ABSTRACT

Literary and cultural theory is often viewed as taking its origins from the birth of modern linguistics: a discipline which can be said to emerge in the work of Ferdinand de Saussure. In his Course in General Linguistics, a collection of his lectures first published in 1915, Saussure looked again at the fundamental question: what is a linguistic sign? Dividing the sign into parts, Saussure produced a definition in which a sign can be imagined as a two-sided coin combining a signified (concept) and a signifier (sound-image). This notion of the linguistic sign emphasizes that its meaning is non-referential: a sign is not a word’s reference to some object in the world but the combination, conveniently sanctioned, between a signifier and a signified. In the English language we employ the word ‘tree’ not because it literally points to certain tree-like objects in the world but because the signifier ‘tree’ is associated with a certain concept.

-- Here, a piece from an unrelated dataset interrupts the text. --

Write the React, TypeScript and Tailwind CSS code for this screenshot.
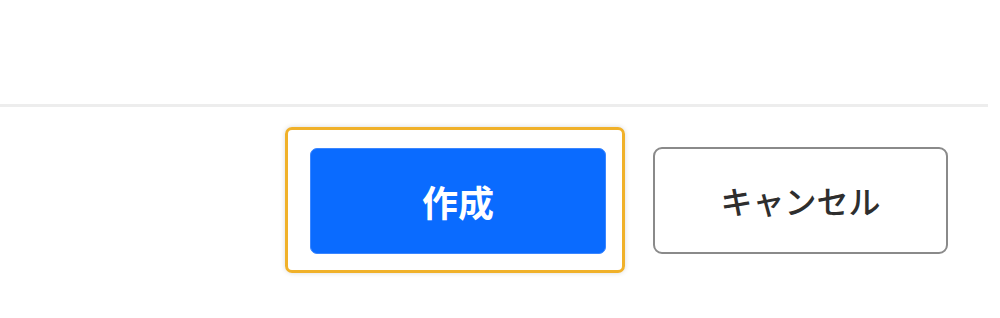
import React from "react";

export default function App() {
  return (
    <div
      className="w-[1000px] h-[318px] bg-white overflow-hidden"
      style={{ fontFamily: '"Noto Sans CJK JP", "Noto Sans", sans-serif' }}
    >
      <div className="h-[104px]" />
      <div className="w-[988px] h-[3px] bg-[#ededed]" />
      <div className="flex justify-end items-center pr-[52px] pt-[20px] gap-[28px]">
        <div className="border-[3px] border-[#f0b12a] rounded-[7px] pl-[22px] pr-[16px] pt-[18px] pb-[16px] shadow-[0_0_5px_rgba(0,0,0,0.15)]">
          <button className="w-[296px] h-[106px] rounded-[7px] bg-[#0a6bff] border border-[#3a86ff] text-white font-bold text-[36px] flex items-center justify-center leading-none">
            作成
          </button>
        </div>
        <button className="w-[295px] h-[107px] rounded-[9px] bg-white border-2 border-[#8a8a8a] text-[#2e2e2e] font-medium text-[32px] flex items-center justify-center leading-none">
          キャンセル
        </button>
      </div>
    </div>
  );
}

In Latin we would employ the signifier ‘arbor’ to refer to the same concept; in Saussure’s original French it would be designated by the word ‘arbre’. Signs are arbitrary, possessing meaning not because of a referential function but because of their function within

a linguistic system as it exists at any one moment of time. Language as it exists at any moment of time is referred to as the synchronic system of language, rather than the diachronic element of language, which evolves through time. When humans write or speak they may believe they are being referential, but in fact they are producing specific acts of linguistic communication (parole) out of the available synchronic system of language (langue). The reference of the sign is to the system, not directly to the world.